SP: Would you discuss a bit of your process. How do you begin writing? What research did you do?
LM: The idea for this book hit me after my sister and her family came to visit us. My sister is married to a deaf man and has two hearing children. She confided that she’d almost married someone else, but his family was so different that she knew it could never work out. I asked how the families were different and she said that he was from an all-deaf family and he would never be able to understand what it was like to grow up being the only deaf person in a hearing family. Like her, her husband was from an all-hearing family. It was a better match.
Then she told me that she was like Harry Potter—that she didn’t know how magical she was until she went away to school. She told me she didn’t think of me as family because I was hearing. Her real family was the deaf community. This perplexed me as she has two hearing children. Where did they fit in?
I began reading books about CODA (Children of Deaf Adults) and ran into a scenario where there was a hearing girl with deaf parents and a deaf sibling. She had one set of deaf grandparents and another set of hearing grandparents. When she was born, the deaf grandparents were sad because their hearing granddaughter could never really be a part of their strong deaf family. On the other hand, her hearing grandparents were thrilled as they finally had a “normal” grandchild. I thought that was an interesting premise. And as I said in #1 my publisher convinced me to abandon that plot line and switch to the braided narrative. I knew it was risky. I figured the deaf community would object to a hearing person trying to write from their perspective, but ironically most of the criticism for the book has come from hearing people who are aghast at the language, thinking by writing the way I do I’m trying to say that deaf people are stupid. To me this just exposes the reviewers’ ignorance.

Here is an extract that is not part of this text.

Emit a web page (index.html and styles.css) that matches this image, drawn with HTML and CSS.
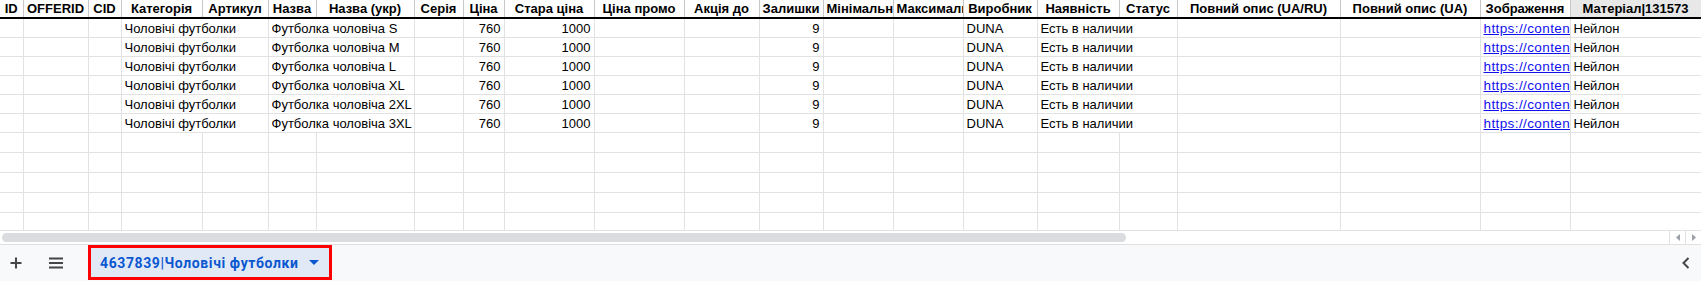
FILE: index.html
```html
<!DOCTYPE html>
<html lang="uk">
<head>
    <meta charset="UTF-8">
    <meta name="viewport" content="width=device-width, initial-scale=1.0">
    <title>Чоловічі футболки</title>
    <link rel="stylesheet" href="styles.css">
</head>
<body>
    <div class="sheet">
        <div class="grid">
            <table class="cells">
                <colgroup>
                    <col style="width:23px"><col style="width:65px"><col style="width:33px"><col style="width:81px">
                    <col style="width:66px"><col style="width:48px"><col style="width:98px"><col style="width:49px">
                    <col style="width:41px"><col style="width:90px"><col style="width:90px"><col style="width:75px">
                    <col style="width:64px"><col style="width:70px"><col style="width:70px"><col style="width:74px">
                    <col style="width:82px"><col style="width:58px"><col style="width:163px"><col style="width:140px">
                    <col style="width:90px"><col style="width:131px">
                </colgroup>
                <thead>
                    <tr>
                        <th>ID</th>
                        <th>OFFERID</th>
                        <th>CID</th>
                        <th>Категорія</th>
                        <th>Артикул</th>
                        <th>Назва</th>
                        <th>Назва (укр)</th>
                        <th>Серія</th>
                        <th>Ціна</th>
                        <th>Стара ціна</th>
                        <th>Ціна промо</th>
                        <th>Акція до</th>
                        <th>Залишки</th>
                        <th class="clip">Мінімальна кількість</th>
                        <th class="clip">Максимальна кількість</th>
                        <th>Виробник</th>
                        <th>Наявність</th>
                        <th>Статус</th>
                        <th>Повний опис (UA/RU)</th>
                        <th>Повний опис (UA)</th>
                        <th>Зображення</th>
                        <th class="selected">Матеріал|131573</th>
                    </tr>
                </thead>
                <tbody id="rows"></tbody>
            </table>
        </div>

        <div class="hscroll">
            <div class="thumb"></div>
            <div class="scroll-arrows">
                <span class="scroll-btn">
                    <svg width="6" height="7" viewBox="0 0 6 7"><path d="M5 0 L1 3.5 L5 7 Z" fill="#9aa0a6"/></svg>
                </span>
                <span class="scroll-btn">
                    <svg width="6" height="7" viewBox="0 0 6 7"><path d="M1 0 L5 3.5 L1 7 Z" fill="#9aa0a6"/></svg>
                </span>
            </div>
        </div>

        <div class="tabbar">
            <button class="bar-btn" title="Додати аркуш">
                <svg width="14" height="14" viewBox="0 0 14 14"><path d="M7 1.5 V12.5 M1.5 7 H12.5" stroke="#444746" stroke-width="2"/></svg>
            </button>
            <button class="bar-btn" title="Усі аркуші">
                <svg width="16" height="12" viewBox="0 0 16 12"><path d="M1 1.5 H15 M1 6 H15 M1 10.5 H15" stroke="#444746" stroke-width="1.8"/></svg>
            </button>
            <div class="sheet-tab">
                <span class="tab-name">4637839|Чоловічі футболки</span>
                <svg class="tab-caret" width="10" height="5" viewBox="0 0 10 5"><path d="M0 0 H10 L5 5 Z" fill="#0b57d0"/></svg>
            </div>
            <button class="bar-btn collapse" title="Згорнути">
                <svg width="10" height="14" viewBox="0 0 10 14"><path d="M7.5 2 L2.5 7 L7.5 12" stroke="#444746" stroke-width="2" fill="none"/></svg>
            </button>
        </div>
    </div>

    <script>
        const sizes = ['S', 'M', 'L', 'XL', '2XL', '3XL'];
        const body = document.getElementById('rows');

        function cell(text, cls, span) {
            const td = document.createElement('td');
            if (cls) td.className = cls;
            if (span) td.colSpan = span;
            if (text !== undefined) td.textContent = text;
            return td;
        }

        sizes.forEach(function (size) {
            const tr = document.createElement('tr');
            tr.className = 'filled';
            tr.append(
                cell(''), cell(''), cell(''),
                cell('Чоловічі футболки', '', 2),
                cell('Футболка чоловіча ' + size, '', 2),
                cell(''),
                cell('760', 'num'),
                cell('1000', 'num'),
                cell(''), cell(''),
                cell('9', 'num'),
                cell(''), cell(''),
                cell('DUNA'),
                cell('Есть в наличии', '', 2),
                cell(''), cell('')
            );
            const img = cell('', 'link');
            const link = document.createElement('a');
            link.href = '#';
            link.textContent = 'https://content.rozetka.com.ua/goods/images/original/duna.jpg';
            img.appendChild(link);
            tr.append(img, cell('Нейлон'));
            body.appendChild(tr);
        });

        for (let i = 0; i < 5; i++) {
            const tr = document.createElement('tr');
            tr.className = 'empty';
            for (let c = 0; c < 22; c++) tr.appendChild(cell(''));
            body.appendChild(tr);
        }
    </script>
</body>
</html>
```

FILE: styles.css
```css
body {
    margin: 0;
    background: #FFFFFF;
    font-family: "Liberation Sans", Arial, sans-serif;
    color: #000000;
}

.sheet {
    width: 1701px;
    height: 281px;
    overflow: hidden;
}

.grid {
    height: 230px;
    overflow: hidden;
}

.cells {
    border-collapse: collapse;
    table-layout: fixed;
    width: 1701px;
}

.cells th,
.cells td {
    border: 1px solid #E2E2E2;
    padding: 0 3px 1px 3px;
    white-space: nowrap;
    overflow: hidden;
    font-size: 13px;
    line-height: 15px;
    vertical-align: bottom;
    text-align: left;
}

.cells tr > :first-child {
    border-left: none;
}

.cells th {
    height: 16px;
    border-top: none;
    border-left-color: #C7C7C7;
    border-right-color: #C7C7C7;
    border-bottom: 2px solid #000000;
    font-weight: bold;
    text-align: center;
}

.cells th.clip {
    text-align: left;
    text-overflow: clip;
}

.cells th.selected {
    background: #E8E8E8;
}

.cells tr.filled td {
    height: 17px;
}

.cells tr.empty td {
    height: 18px;
}

.cells td.num {
    text-align: right;
}

.cells td.link {
    font-size: 13.5px;
    letter-spacing: 0.4px;
}

.cells td a {
    color: #1111EE;
    text-decoration: underline;
}

.hscroll {
    height: 13px;
    border-top: 1px solid #E2E2E2;
    display: flex;
    align-items: center;
    background: #FFFFFF;
}

.thumb {
    width: 1124px;
    height: 9px;
    margin-left: 2px;
    border-radius: 5px;
    background: #DADCE0;
}

.scroll-arrows {
    margin-left: auto;
    display: flex;
    height: 100%;
}

.scroll-btn {
    width: 15px;
    display: flex;
    align-items: center;
    justify-content: center;
    border-left: 1px solid #E2E2E2;
}

.tabbar {
    height: 36px;
    border-top: 1px solid #E0E0E0;
    background: #F8F9FA;
    display: flex;
    align-items: flex-start;
}

.bar-btn {
    width: 32px;
    height: 36px;
    border: none;
    background: transparent;
    padding: 0;
    display: flex;
    align-items: center;
    justify-content: center;
    cursor: pointer;
}

.bar-btn + .bar-btn {
    width: 48px;
}

.sheet-tab {
    margin-left: 8px;
    width: 229px;
    height: 29px;
    border: 3px solid #FF0000;
    background: #E1E9F7;
    display: flex;
    align-items: center;
    padding-left: 9px;
    box-sizing: content-box;
}

.tab-name {
    font-family: Roboto, "Liberation Sans", sans-serif;
    font-size: 14px;
    font-weight: bold;
    color: #0B57D0;
    letter-spacing: 0.6px;
}

.tab-caret {
    margin-left: 10px;
}

.collapse {
    margin-left: auto;
    width: 30px;
}
```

SP: What do you hope that readers will learn or take away from the book?
LM: I want readers to understand that the struggle between deaf culture and hearing culture isn’t some huge society or community struggle, but on the most basic level a struggle within families. Nine out of every 10 children who are born deaf are born to hearing parents. So 90% of the deaf population has two hearing parents…now here is the kicker…88% of those parents do not know sign language. It sounds crazy, but it’s true.

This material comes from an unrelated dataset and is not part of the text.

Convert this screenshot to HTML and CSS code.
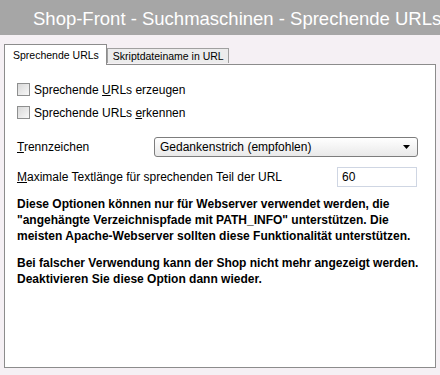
FILE: index.html
```html
<!DOCTYPE html>
<html lang="de">
<head>
  <meta charset="UTF-8">
  <title>Shop-Front - Suchmaschinen - Sprechende URLs</title>
  <link rel="stylesheet" href="styles.css">
</head>
<body>

  <div class="header">Shop-Front - Suchmaschinen - Sprechende URLs</div>

  <div class="tabs">
    <div class="tab active">Sprechende URLs</div>
    <div class="tab">Skriptdateiname in URL</div>
  </div>

  <div class="panel">
    <label class="check-row">
      <input type="checkbox">
      <span>Sprechende <u>U</u>RLs erzeugen</span>
    </label>
    <label class="check-row">
      <input type="checkbox">
      <span>Sprechende URLs <u>e</u>rkennen</span>
    </label>

    <div class="field-row first">
      <span class="label"><u>T</u>rennzeichen</span>
      <div class="select">
        <span>Gedankenstrich (empfohlen)</span>
        <svg width="7" height="4" viewBox="0 0 7 4"><path d="M0 0h7L3.5 4z" fill="#000"/></svg>
      </div>
    </div>

    <div class="field-row">
      <span class="label"><u>M</u>aximale Textlänge für sprechenden Teil der URL</span>
      <input class="text-input" type="text" value="60">
    </div>

    <p class="note">Diese Optionen können nur für Webserver verwendet werden, die "angehängte Verzeichnispfade mit PATH_INFO" unterstützen. Die meisten Apache-Webserver sollten diese Funktionalität unterstützen.</p>
    <p class="note">Bei falscher Verwendung kann der Shop nicht mehr angezeigt werden. Deaktivieren Sie diese Option dann wieder.</p>
  </div>

</body>
</html>
```

FILE: styles.css
```css
body {
  margin: 0;
  background: #f5f0f4;
  font-family: "Liberation Sans", Arial, sans-serif;
  font-size: 12px;
  color: #000;
}
.header {
  height: 35px;
  line-height: 37px;
  background: #a6a6a6;
  color: #fff;
  font-size: 18.5px;
  white-space: nowrap;
  padding-left: 33px;
}
.tabs {
  display: flex;
  align-items: flex-end;
  margin: 8px 0 0 4px;
  height: 21px;
  position: relative;
  z-index: 1;
  font-size: 10.5px;
}
.tab {
  height: 14px;
  line-height: 14px;
  padding: 0 4px 0 5px;
  background: #ececec;
  border: 1px solid #a0a0a0;
  border-bottom: none;
  margin-bottom: 1px;
}
.tab.active {
  height: 20px;
  line-height: 20px;
  padding: 0 7px 0 8px;
  background: #fff;
  border-color: #8c8c8c;
  margin-bottom: -1px;
}
.panel {
  margin: 0 4px;
  height: 302px;
  background: #fff;
  border: 1px solid #8c8c8c;
  padding: 0 12px;
}
.check-row {
  display: flex;
  align-items: center;
  height: 23px;
}
.check-row:first-child {
  margin-top: 13px;
}
.check-row input {
  appearance: none;
  width: 13px;
  height: 13px;
  margin: 0 4px 0 0;
  border: 1px solid #8e8f8f;
  background: linear-gradient(135deg, #d8d8d8, #f8f8f8);
}
.field-row {
  display: flex;
  align-items: center;
  justify-content: space-between;
  height: 30px;
}
.field-row.first {
  margin-top: 8px;
}
.select {
  width: 250px;
  height: 18px;
  margin-right: 5px;
  display: flex;
  align-items: center;
  justify-content: space-between;
  padding: 0 7px 0 5px;
  border: 1px solid #7d7d7d;
  border-radius: 3px;
  background: linear-gradient(#ffffff, #e9e9e9);
}
.text-input {
  width: 70px;
  height: 18px;
  margin: 0 6px 0 0;
  padding: 0 4px;
  border: 1px solid #cfd6e3;
  font: inherit;
}
.note {
  font-weight: bold;
  line-height: 16px;
  margin: 4px 0 11px;
}
```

That was certainly true in our family. My father never learned to sign. He had cut off two fingers with a table saw and the rest of his fingers were pretty stiff and inflexible. My mother probably thought she was signing, but she regularly only fingerspelled half a word and her signs were often wrong. Usually, she would give up trying to figure out what my sister was saying or trying to sign to her and pull out a piece of paper and conduct a conversation (or argument) by writing back and forth.

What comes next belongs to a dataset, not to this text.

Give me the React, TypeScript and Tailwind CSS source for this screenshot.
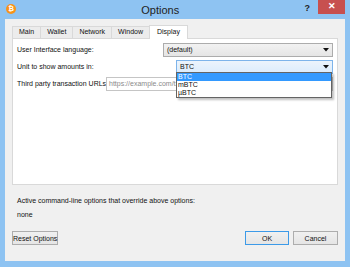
import React from 'react';

const tabs = ['Main', 'Wallet', 'Network', 'Window'];

const Arrow = () => (
  <svg width="6" height="4" viewBox="0 0 6 4" className="shrink-0">
    <path d="M0 0H6L3 3.5Z" fill="#111" />
  </svg>
);

export default function App() {
  return (
    <div
      className="w-[350px] h-[267px] bg-[#8ec3f2] flex flex-col text-[7px] text-[#111] overflow-hidden"
      style={{ fontFamily: '"Liberation Sans", Arial, sans-serif' }}
    >
      {/* Title bar */}
      <div className="h-[19px] flex items-start relative">
        <div className="w-[10px] h-[10px] rounded-full bg-[#f7931a] ml-[6px] mt-[4px] flex items-center justify-center text-white text-[7px] font-bold">
          ₿
        </div>
        <div className="flex-1 text-center text-[11px] text-[#222] mt-[2px]">Options</div>
        <div className="text-[9px] font-bold text-[#222] mt-[2px] mr-[8px]">?</div>
        <div className="w-[27px] h-[14px] bg-[#c7504f] mr-[5px] flex items-center justify-center text-white text-[9px] font-bold">
          ✕
        </div>
      </div>

      {/* Client area */}
      <div className="flex-1 mx-[5px] mb-[6px] bg-[#f0f0f0] flex flex-col px-[7px] pt-[5px]">
        {/* Tabs */}
        <div className="flex items-end h-[14px]">
          {tabs.map((t) => (
            <div
              key={t}
              className="h-[12px] border border-[#d9d9d9] border-b-0 bg-[#ececec] px-[6px] -mr-px flex items-center"
            >
              {t}
            </div>
          ))}
          <div className="h-[14px] border border-[#d9d9d9] border-b-0 bg-white px-[7px] flex items-center relative z-10 -mb-px">
            Display
          </div>
        </div>

        {/* Pane */}
        <div className="h-[147px] border border-[#d9d9d9] bg-white relative px-[4px] pt-[4px] flex flex-col gap-[3px]">
          <div className="flex items-center h-[14px]">
            <span className="w-[146px] shrink-0">User Interface language:</span>
            <div className="flex-1 h-[14px] border border-[#acacac] bg-gradient-to-b from-[#f2f2f2] to-[#e5e5e5] flex items-center justify-between px-[3px]">
              <span>(default)</span>
              <Arrow />
            </div>
          </div>
          <div className="flex items-center h-[14px]">
            <span className="w-[159px] shrink-0">Unit to show amounts in:</span>
            <div className="flex-1 h-[14px] border border-[#7eb4ea] bg-gradient-to-b from-[#ecf4fc] to-[#dcecfc] flex items-center justify-between px-[3px]">
              <span>BTC</span>
              <Arrow />
            </div>
          </div>
          <div className="flex items-center h-[14px]">
            <span className="w-[89px] shrink-0 whitespace-nowrap">Third party transaction URLs</span>
            <div className="flex-1 h-[14px] border border-[#c5c5c5] bg-white flex items-center px-[2px] text-[#8a8a8a] overflow-hidden whitespace-nowrap">
              https://example.com/tx/%s
            </div>
          </div>

          {/* Dropdown list */}
          <div className="absolute left-[163px] top-[33px] w-[156px] h-[26px] bg-white border border-[#646464] shadow-[2px_2px_2px_rgba(0,0,0,0.25)] flex flex-col z-20">
            <div className="h-[8px] leading-[8px] bg-[#3399ff] text-white px-[1px]">BTC</div>
            <div className="h-[8px] leading-[8px] px-[1px]">mBTC</div>
            <div className="h-[8px] leading-[8px] px-[1px]">µBTC</div>
          </div>
        </div>

        <div className="mt-[11px] h-[10px] flex items-center pl-[5px]">
          Active command-line options that override above options:
        </div>
        <div className="mt-[4px] h-[10px] flex items-center pl-[5px]">none</div>

        {/* Buttons */}
        <div className="mt-[11px] flex items-center">
          <button className="h-[14px] w-[46px] border border-[#adadad] bg-gradient-to-b from-[#f0f0f0] to-[#e5e5e5] text-[7px] leading-none whitespace-nowrap">
            Reset Options
          </button>
          <div className="flex-1" />
          <button className="w-[44px] h-[14px] border border-[#3c9ae8] bg-gradient-to-b from-[#f0f0f0] to-[#e5e5e5] text-[7px] leading-none mr-[4px]">
            OK
          </button>
          <button className="w-[45px] h-[14px] border border-[#adadad] bg-gradient-to-b from-[#f0f0f0] to-[#e5e5e5] text-[7px] leading-none">
            Cancel
          </button>
        </div>
      </div>
    </div>
  );
}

My older sister got a degree in Deaf Education, but that went wrong somehow in a way I don’t understand. She never got a job as a teacher of the deaf and refused to talk to my sister much when she came home for holidays. My brother is younger than my sister. He learned to sign when he was eight at the same 6-week class I attended. Once he left home, he didn’t come home as often as I did, so it was harder for him to keep up with his signing, not seeing his sister for years at a time.
For years, I campaigned for the family to sign whatever they said whenever my sister or her husband was in the room. To not sign was rude. I tried to set a good example. What happened instead was I ended up as the interrupter between my family and my sister and her husband. It was exhausting, especially since I was not that fluent of a signer. I thought this extreme effort on my part would have endeared me to my sister, but instead it only seemed to make her angry. She usually took out her frustrations on me, constantly telling me I was using the wrong sign and that I was stupid. I burst into tears one time after she left, because as she was going out the door she once again she berated me for being rude and stupid. I asked my mother why she was so mean to me and my mother insightfully said, “You are the only one she can be mean to, because you are the only one who understands what she is saying.”
On the other side of the spectrum, most deaf couples have hearing children. In the my reading, I was surprised to learn that most times, only one child became proficient at signing with their parents. I did not find this the case with my sisters’ children. Both can sign, but the younger of the two seems to be more proficient.
SP: What advice would you give to young people who are reading your books for the first time?
LM: In many ways, the story of Jade and Marla is the story of sisters who don’t get along. That happens in many families whether they are both deaf or hearing. I’ve learned in life that the golden rule is to treat people the way you want to be treated. But it never hurts to go a step beyond and treat people better than you want to be treated. And never, stoop to treating someone badly just because they treat you badly.
SP: Do you have any plans for a follow-up or future publications?
LM: This is my last novel. I developed a new writing passion. In preparation for my father’s 90th birthday, I spent a year interviewing him and doing research about his World War II experiences, resulting in a 237-page nonfiction work called Cornfields to Airfield. Suddenly, nonfiction seemed more riveting than fiction. Since that time, I’ve devoted myself to writing local histories, biographies and other historical pieces for a regional magazine.
SP: Anything you would like to add?
LM: Several reviewers criticized the book for not explaining deaf speak. I try not to resort to explainery when writing for younger readers, but respect them enough to know they can figure things out for themselves. Also, my publisher asked me to obtain a blurb from someone associated with the deaf community, which I did. You wrote a very nice blurb, which for some reason was not included on the book.
Strong Deaf won an international award for its uniqueness and creativity, while here in the United States it has not received much attention and what little attention it has received has not been all that positive. To me, that speaks to our nation’s view of differently-abled people, not as strong and capable, but victims needing to be protected and taken care of. I feel that all the characters in the book are strong whether they are hearing or deaf.
SP: I, personally, worried about Marla's chapters being written in ASL gloss because I felt that readers, deaf and hearing, might find it difficult to read; and, I agree that a Letter from the Author or a note explaining why you wrote it that way would have clarified but I also understand that the publishing process didn't go exactly as you wanted. I also appreciate that you stuck to your original decisions and didn't take my advice because you understood your target audience. In my Introduction to Literature course I use a short story and ask my students to respond to the techniques used to convey ASL which are similar to Marla's sections. The students are always divided. Some love it; some loathe it. I think my point here is that it comes down to personal taste. And although I'm not a fan, I still get a "voice" and a clear sense who Marla is.
Strong Deaf was selected as a White Raven Outstanding International Book for Children and Young Adults which is given to books that "deserve worldwide attention because of their universal themes and/or their exceptional and often innovative artistic and literary style and design". I think that is a super big deal.